Opinion
(Decided 1 March, 1898.)
Quo Warranto — County Commissioners — Trial of Title to Office — Sufficiency of Complaint on Demurrer.
1. In an action to try the title to the office of county commissioner held by a defendant, only citizens and taxpayers of the county can be relators.
2. Where persons who have been elected and qualified as county commissioners bring an action against persons appointed by the judge of the district, under the provisions of chapter 135, Laws 1895, to try the defendants' title to office, the complaint must allege that the plaintiffs are citizens and taxpayers of the county.
(142) QUO WARRANTO, brought by leave of the Attorney-General, to test the right of the defendants to sit as County Commissioners of Vance, brought to and tried at the October Term, 1897, of VANCE, before Timberlake, J., and a jury.
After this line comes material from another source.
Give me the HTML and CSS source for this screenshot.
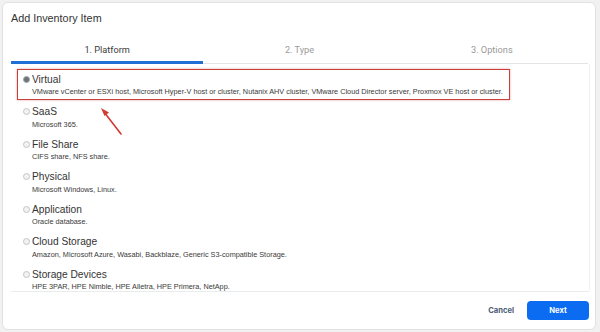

T. T. Hicks for plaintiff (appellant).
A. C. Zollicoffer for defendants.
The relators were duly elected commissioners of Vance County at the November election in 1896 and were duly inducted into office on the first Monday in December of that year. After the relators were elected, but before they were inducted into office, A. W. Graham, then one of the Judges of the Superior Court, and holding the courts of the Judicial District in which the county of Vance is located, acting under chapter 135, Laws 1895, appointed the defendants commissioners of said county, and they were inducted into office. This action is brought for the purpose of trying the title of the defendants to said office under this act of the Legislature, and under this appointment of Judge Graham.
The defendants interposed the objection and moved to dismiss the plaintiff's action for the reason that they do not allege they were (144) residents and taxpayers of Vance County. In answer to this motion the plaintiffs say this is not necessary, as the complaint alleges that they were elected commissioners of Vance County by the vote of the people.
This would be a sufficient averment if the defendants were holding and claiming the offices to which the plaintiffs claimed to have been elected, and the object of this action was to try the plaintiffs' title. The relators would then have a direct personal interest in the action, and it would not be necessary for them to allege that they were residents and taxpayers of Vance County.
But this action is not brought to try the title of the relators. The defendants do not dispute their title, and the fact that the relators are commissioners goes for nothing. It need not have been alleged in the complaint. The relators stand just as if they were not commissioners — just as any private citizen would stand, in bringing this action for the public good. In such case the plaintiffs, having no direct personal interest in the action, must show that they have some public interest to be affected or that may be affected by the defendants being allowed to hold said office, that is, that they are residents and taxpayers in the county where the defendants are holding and exercising the office.
This may seem to be a technical objection, but it is not. If this were not the law, our best people, elected to office beyond all doubt, might be annoyed and vexed by persons from other counties or even from other States, who had not the slightest interest in the office or in the public good.
But this is not a new question in this State. It has been decided by this Court in at least two cases, and we are governed by those decisions. Hines v. Vann, 118 N.C. 3; Foard v. Hall, 111 N.C. (145) 369, and cases there cited.
The defendant's motion must be allowed and the plaintiffs' action dismissed.
DOUGLAS, J., dissents.
Cited: Caldwell v. Wilson, 121 N.C. 424; Mott v. Comrs., 126 N.C. 877; Jones v. Riggs, 154 N.C. 282; Midgett v. Gray, 158 N.C. 135.